Set a recurring task in your CRM for February each year to begin the pricing review process. By the time April arrives, your communications are ready, your segments are defined, and the conversations feel planned rather than panicked.
The businesses that grow sustainably are the ones that charge what they are worth. Communicating that clearly, respectfully, and with proper notice is not just good business practice. It is how you keep the clients who matter most.
Frequently asked questions
How much notice should I give clients before a price increase?
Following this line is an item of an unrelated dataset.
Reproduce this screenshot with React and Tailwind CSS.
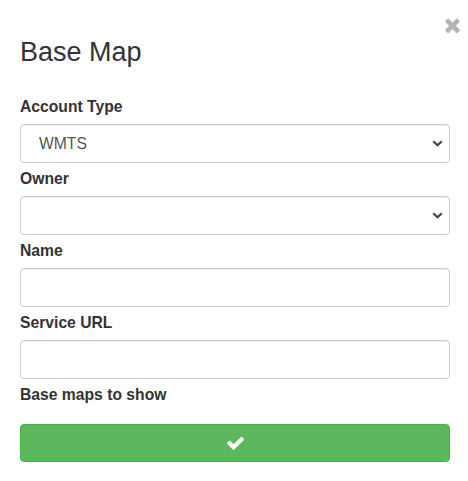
function Label({ children }) {
  return <label className="block h-[33px] pt-[5px] text-[15.7px] leading-[22px] font-bold text-[#333]">{children}</label>
}

const fieldClass =
  'block h-[39px] w-full rounded border border-[#ccc] bg-white px-[18px] text-[15.7px] text-[#555] shadow-[inset_0_1px_1px_rgba(0,0,0,0.075)] outline-none'

function Select({ children, defaultValue }) {
  return (
    <div className="relative">
      <select className={`${fieldClass} appearance-none`} defaultValue={defaultValue}>
        {children}
      </select>
      <svg className="pointer-events-none absolute top-[16px] right-[7px] h-[7px] w-[11px]" viewBox="0 0 11 7" fill="none">
        <path d="M1.2 1.2 5.5 5.2 9.8 1.2" stroke="#444" strokeWidth="2.2" />
      </svg>
    </div>
  )
}

export default function App() {
  return (
    <div className="relative h-[481px] w-[468px] bg-white pt-[34px] pr-[18px] pl-5 font-['Liberation_Sans',Arial,sans-serif] text-[#333]">
      <button className="absolute top-[17px] right-[8px] block text-[#b3b3b3]">
        <svg className="block h-4 w-[15px]" viewBox="302 238 1188 1316" fill="currentColor">
          <path d="M1490 1322q0 40-28 68l-136 136q-28 28-68 28t-68-28l-294-294-294 294q-28 28-68 28t-68-28l-136-136q-28-28-28-68t28-68l294-294-294-294q-28-28-28-68t28-68l136-136q28-28 68-28t68 28l294 294 294-294q28-28 68-28t68 28l136 136q28 28 28 68t-28 68l-294 294 294 294q28 28 28 68z" />
        </svg>
      </button>
      <h1 className="text-[27px] leading-[37px] font-normal">Base Map</h1>
      <form className="mt-[20px]">
        <Label>Account Type</Label>
        <Select defaultValue="WMTS">
          <option>WMTS</option>
        </Select>
        <Label>Owner</Label>
        <Select>
          <option></option>
        </Select>
        <Label>Name</Label>
        <input type="text" className={fieldClass} />
        <Label>Service URL</Label>
        <input type="text" className={fieldClass} />
        <Label>Base maps to show</Label>
        <button
          type="button"
          className="mt-[12px] flex h-[38px] w-full items-center justify-center rounded border border-[#4cae4c] bg-[#5cb85c] text-white"
        >
          <svg className="h-[14px] w-[17px]" viewBox="121 270 1550 1252" fill="currentColor">
            <path d="M1671 566q0 40-28 68l-724 724-136 136q-28 28-68 28t-68-28l-136-136-362-362q-28-28-28-68t28-68l136-136q28-28 68-28t68 28l294 295 656-657q28-28 68-28t68 28l136 136q28 28 28 68z" />
          </svg>
        </button>
      </form>
    </div>
  )
}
At least 30 days for most services, and 60 to 90 days for high-value contracts or retainers. Giving ample notice shows respect for your clients and gives them time to adjust budgets. If you have contractual obligations around notice periods, always follow those first.
Should I explain why my prices are going up?
Yes, briefly. Clients appreciate transparency. You do not need to open your books, but a short explanation tied to rising costs, investment in better tools, or expanded service helps clients understand the increase is justified rather than arbitrary.
What if a client threatens to leave over a price increase?
Listen to their concerns first. If they are a long-standing, high-value client, consider offering a smaller increase, a loyalty discount, or a phased adjustment. If the relationship is not profitable at the current rate, it may be better to part ways amicably than to continue undercharging.
Is the start of the financial year a good time to raise prices?
Yes. The UK financial year starts on 6 April, and many businesses expect cost adjustments at this time. Clients are already reviewing budgets and renewing contracts, so a price change feels less disruptive when it aligns with their own planning cycle.
How often should I increase my prices?
Most small businesses benefit from reviewing prices annually. Small, regular increases are far easier for clients to absorb than large, infrequent jumps. If you have not raised prices in over two years, you are almost certainly undercharging relative to your costs.